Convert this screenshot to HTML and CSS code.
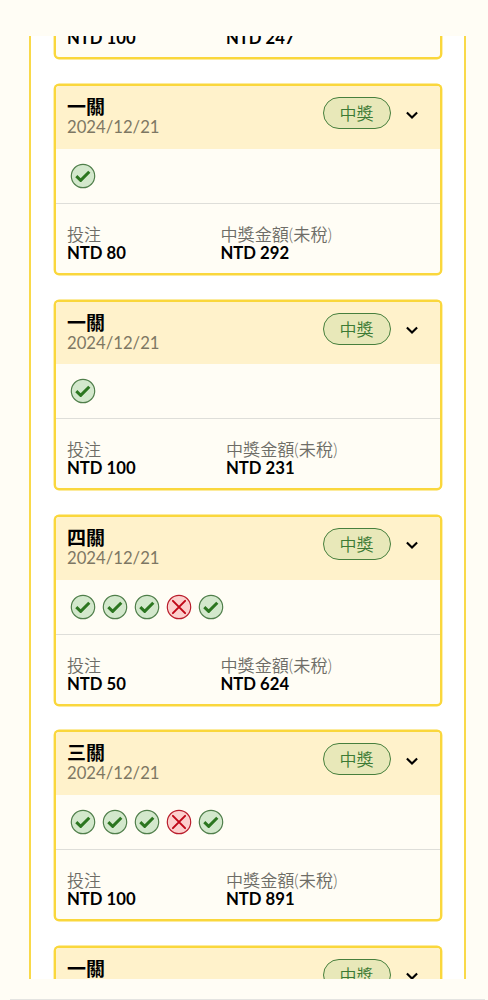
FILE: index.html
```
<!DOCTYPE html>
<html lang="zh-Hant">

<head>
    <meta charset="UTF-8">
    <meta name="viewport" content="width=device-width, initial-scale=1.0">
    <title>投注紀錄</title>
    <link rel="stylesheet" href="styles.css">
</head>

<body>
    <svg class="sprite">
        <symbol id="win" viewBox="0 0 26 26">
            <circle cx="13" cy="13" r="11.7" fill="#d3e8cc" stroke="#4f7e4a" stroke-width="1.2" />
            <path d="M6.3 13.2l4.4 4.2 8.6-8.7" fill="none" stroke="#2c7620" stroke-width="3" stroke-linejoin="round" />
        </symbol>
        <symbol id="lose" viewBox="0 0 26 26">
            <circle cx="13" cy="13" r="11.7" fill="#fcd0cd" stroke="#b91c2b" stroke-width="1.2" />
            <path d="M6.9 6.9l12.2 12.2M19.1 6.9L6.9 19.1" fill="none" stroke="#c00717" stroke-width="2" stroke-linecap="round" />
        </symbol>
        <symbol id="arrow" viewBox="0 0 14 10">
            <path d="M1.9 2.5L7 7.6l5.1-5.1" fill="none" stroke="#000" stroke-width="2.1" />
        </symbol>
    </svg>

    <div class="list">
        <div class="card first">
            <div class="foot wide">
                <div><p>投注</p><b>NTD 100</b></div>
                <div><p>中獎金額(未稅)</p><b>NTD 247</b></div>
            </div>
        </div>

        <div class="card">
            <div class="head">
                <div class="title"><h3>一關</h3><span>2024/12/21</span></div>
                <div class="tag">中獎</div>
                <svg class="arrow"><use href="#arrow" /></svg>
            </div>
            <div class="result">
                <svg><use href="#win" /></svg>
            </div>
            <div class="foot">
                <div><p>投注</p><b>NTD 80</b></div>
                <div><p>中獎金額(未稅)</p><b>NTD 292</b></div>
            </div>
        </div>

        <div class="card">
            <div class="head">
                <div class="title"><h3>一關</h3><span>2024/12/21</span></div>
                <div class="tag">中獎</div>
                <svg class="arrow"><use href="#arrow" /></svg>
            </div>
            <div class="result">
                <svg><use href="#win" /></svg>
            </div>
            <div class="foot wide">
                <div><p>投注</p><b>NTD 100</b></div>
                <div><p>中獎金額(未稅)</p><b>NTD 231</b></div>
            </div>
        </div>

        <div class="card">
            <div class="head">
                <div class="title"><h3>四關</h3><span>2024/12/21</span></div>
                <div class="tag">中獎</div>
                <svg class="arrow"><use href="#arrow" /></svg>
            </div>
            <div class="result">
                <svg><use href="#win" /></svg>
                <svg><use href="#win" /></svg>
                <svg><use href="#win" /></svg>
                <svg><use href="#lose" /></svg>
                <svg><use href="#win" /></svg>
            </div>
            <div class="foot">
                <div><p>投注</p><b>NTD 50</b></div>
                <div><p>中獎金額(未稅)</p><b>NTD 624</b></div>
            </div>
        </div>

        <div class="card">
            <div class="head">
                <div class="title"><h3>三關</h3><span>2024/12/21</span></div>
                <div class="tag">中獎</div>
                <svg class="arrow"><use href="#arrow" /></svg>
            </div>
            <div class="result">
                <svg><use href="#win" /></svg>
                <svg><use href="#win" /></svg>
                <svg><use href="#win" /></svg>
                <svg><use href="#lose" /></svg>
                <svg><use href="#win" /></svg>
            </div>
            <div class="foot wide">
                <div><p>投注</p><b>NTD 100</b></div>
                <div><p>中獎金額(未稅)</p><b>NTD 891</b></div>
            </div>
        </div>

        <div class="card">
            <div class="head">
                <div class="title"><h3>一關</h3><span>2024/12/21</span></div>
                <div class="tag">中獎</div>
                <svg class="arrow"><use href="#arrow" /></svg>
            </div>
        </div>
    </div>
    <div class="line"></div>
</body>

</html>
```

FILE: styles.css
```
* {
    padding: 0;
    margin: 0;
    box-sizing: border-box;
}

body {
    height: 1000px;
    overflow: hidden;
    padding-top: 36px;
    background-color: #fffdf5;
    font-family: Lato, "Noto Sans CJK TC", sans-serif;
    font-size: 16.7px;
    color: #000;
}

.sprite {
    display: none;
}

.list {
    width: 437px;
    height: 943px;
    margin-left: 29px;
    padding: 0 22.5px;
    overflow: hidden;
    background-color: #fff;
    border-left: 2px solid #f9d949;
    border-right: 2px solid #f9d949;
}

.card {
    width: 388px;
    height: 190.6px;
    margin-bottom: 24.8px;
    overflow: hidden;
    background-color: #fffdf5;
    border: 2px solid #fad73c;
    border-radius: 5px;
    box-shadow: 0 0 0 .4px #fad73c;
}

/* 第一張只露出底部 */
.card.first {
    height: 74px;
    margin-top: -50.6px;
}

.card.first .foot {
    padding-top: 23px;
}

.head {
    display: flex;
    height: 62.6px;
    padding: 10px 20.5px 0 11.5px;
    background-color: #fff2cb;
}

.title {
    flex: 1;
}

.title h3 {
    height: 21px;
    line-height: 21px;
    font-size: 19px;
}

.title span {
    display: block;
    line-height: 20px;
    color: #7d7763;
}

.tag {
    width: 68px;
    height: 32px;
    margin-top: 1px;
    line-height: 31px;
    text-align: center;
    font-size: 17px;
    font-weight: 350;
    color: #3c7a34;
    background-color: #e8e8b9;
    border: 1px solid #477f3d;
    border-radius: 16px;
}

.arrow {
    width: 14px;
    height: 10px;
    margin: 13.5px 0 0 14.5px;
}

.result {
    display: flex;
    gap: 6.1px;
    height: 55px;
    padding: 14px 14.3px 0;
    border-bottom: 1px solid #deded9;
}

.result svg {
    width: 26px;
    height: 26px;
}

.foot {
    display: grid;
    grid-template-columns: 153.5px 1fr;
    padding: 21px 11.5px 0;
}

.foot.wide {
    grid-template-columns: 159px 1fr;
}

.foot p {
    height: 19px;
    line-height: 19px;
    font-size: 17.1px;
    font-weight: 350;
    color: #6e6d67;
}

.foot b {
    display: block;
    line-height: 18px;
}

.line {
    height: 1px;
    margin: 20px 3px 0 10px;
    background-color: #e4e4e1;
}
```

□ □ □ □ □ □ □

> [WHAT THE TASK REQUIRES] Every line of the data above should be quoted exactly. Omit the pictures.

> [SOLUTION TO THIS TASK]
Convert this screenshot to HTML and CSS code.
FILE: index.html
```
<!DOCTYPE html>
<html lang="zh-Hant">

<head>
    <meta charset="UTF-8">
    <meta name="viewport" content="width=device-width, initial-scale=1.0">
    <title>投注紀錄</title>
    <link rel="stylesheet" href="styles.css">
</head>

<body>
    <svg class="sprite">
        <symbol id="win" viewBox="0 0 26 26">
            <circle cx="13" cy="13" r="11.7" fill="#d3e8cc" stroke="#4f7e4a" stroke-width="1.2" />
            <path d="M6.3 13.2l4.4 4.2 8.6-8.7" fill="none" stroke="#2c7620" stroke-width="3" stroke-linejoin="round" />
        </symbol>
        <symbol id="lose" viewBox="0 0 26 26">
            <circle cx="13" cy="13" r="11.7" fill="#fcd0cd" stroke="#b91c2b" stroke-width="1.2" />
            <path d="M6.9 6.9l12.2 12.2M19.1 6.9L6.9 19.1" fill="none" stroke="#c00717" stroke-width="2" stroke-linecap="round" />
        </symbol>
        <symbol id="arrow" viewBox="0 0 14 10">
            <path d="M1.9 2.5L7 7.6l5.1-5.1" fill="none" stroke="#000" stroke-width="2.1" />
        </symbol>
    </svg>

    <div class="list">
        <div class="card first">
            <div class="foot wide">
                <div><p>投注</p><b>NTD 100</b></div>
                <div><p>中獎金額(未稅)</p><b>NTD 247</b></div>
            </div>
        </div>

        <div class="card">
            <div class="head">
                <div class="title"><h3>一關</h3><span>2024/12/21</span></div>
                <div class="tag">中獎</div>
                <svg class="arrow"><use href="#arrow" /></svg>
            </div>
            <div class="result">
                <svg><use href="#win" /></svg>
            </div>
            <div class="foot">
                <div><p>投注</p><b>NTD 80</b></div>
                <div><p>中獎金額(未稅)</p><b>NTD 292</b></div>
            </div>
        </div>

        <div class="card">
            <div class="head">
                <div class="title"><h3>一關</h3><span>2024/12/21</span></div>
                <div class="tag">中獎</div>
                <svg class="arrow"><use href="#arrow" /></svg>
            </div>
            <div class="result">
                <svg><use href="#win" /></svg>
            </div>
            <div class="foot wide">
                <div><p>投注</p><b>NTD 100</b></div>
                <div><p>中獎金額(未稅)</p><b>NTD 231</b></div>
            </div>
        </div>

        <div class="card">
            <div class="head">
                <div class="title"><h3>四關</h3><span>2024/12/21</span></div>
                <div class="tag">中獎</div>
                <svg class="arrow"><use href="#arrow" /></svg>
            </div>
            <div class="result">
                <svg><use href="#win" /></svg>
                <svg><use href="#win" /></svg>
                <svg><use href="#win" /></svg>
                <svg><use href="#lose" /></svg>
                <svg><use href="#win" /></svg>
            </div>
            <div class="foot">
                <div><p>投注</p><b>NTD 50</b></div>
                <div><p>中獎金額(未稅)</p><b>NTD 624</b></div>
            </div>
        </div>

        <div class="card">
            <div class="head">
                <div class="title"><h3>三關</h3><span>2024/12/21</span></div>
                <div class="tag">中獎</div>
                <svg class="arrow"><use href="#arrow" /></svg>
            </div>
            <div class="result">
                <svg><use href="#win" /></svg>
                <svg><use href="#win" /></svg>
                <svg><use href="#win" /></svg>
                <svg><use href="#lose" /></svg>
                <svg><use href="#win" /></svg>
            </div>
            <div class="foot wide">
                <div><p>投注</p><b>NTD 100</b></div>
                <div><p>中獎金額(未稅)</p><b>NTD 891</b></div>
            </div>
        </div>

        <div class="card">
            <div class="head">
                <div class="title"><h3>一關</h3><span>2024/12/21</span></div>
                <div class="tag">中獎</div>
                <svg class="arrow"><use href="#arrow" /></svg>
            </div>
        </div>
    </div>
    <div class="line"></div>
</body>

</html>
```

FILE: styles.css
```
* {
    padding: 0;
    margin: 0;
    box-sizing: border-box;
}

body {
    height: 1000px;
    overflow: hidden;
    padding-top: 36px;
    background-color: #fffdf5;
    font-family: Lato, "Noto Sans CJK TC", sans-serif;
    font-size: 16.7px;
    color: #000;
}

.sprite {
    display: none;
}

.list {
    width: 437px;
    height: 943px;
    margin-left: 29px;
    padding: 0 22.5px;
    overflow: hidden;
    background-color: #fff;
    border-left: 2px solid #f9d949;
    border-right: 2px solid #f9d949;
}

.card {
    width: 388px;
    height: 190.6px;
    margin-bottom: 24.8px;
    overflow: hidden;
    background-color: #fffdf5;
    border: 2px solid #fad73c;
    border-radius: 5px;
    box-shadow: 0 0 0 .4px #fad73c;
}

/* 第一張只露出底部 */
.card.first {
    height: 74px;
    margin-top: -50.6px;
}

.card.first .foot {
    padding-top: 23px;
}

.head {
    display: flex;
    height: 62.6px;
    padding: 10px 20.5px 0 11.5px;
    background-color: #fff2cb;
}

.title {
    flex: 1;
}

.title h3 {
    height: 21px;
    line-height: 21px;
    font-size: 19px;
}

.title span {
    display: block;
    line-height: 20px;
    color: #7d7763;
}

.tag {
    width: 68px;
    height: 32px;
    margin-top: 1px;
    line-height: 31px;
    text-align: center;
    font-size: 17px;
    font-weight: 350;
    color: #3c7a34;
    background-color: #e8e8b9;
    border: 1px solid #477f3d;
    border-radius: 16px;
}

.arrow {
    width: 14px;
    height: 10px;
    margin: 13.5px 0 0 14.5px;
}

.result {
    display: flex;
    gap: 6.1px;
    height: 55px;
    padding: 14px 14.3px 0;
    border-bottom: 1px solid #deded9;
}

.result svg {
    width: 26px;
    height: 26px;
}

.foot {
    display: grid;
    grid-template-columns: 153.5px 1fr;
    padding: 21px 11.5px 0;
}

.foot.wide {
    grid-template-columns: 159px 1fr;
}

.foot p {
    height: 19px;
    line-height: 19px;
    font-size: 17.1px;
    font-weight: 350;
    color: #6e6d67;
}

.foot b {
    display: block;
    line-height: 18px;
}

.line {
    height: 1px;
    margin: 20px 3px 0 10px;
    background-color: #e4e4e1;
}
```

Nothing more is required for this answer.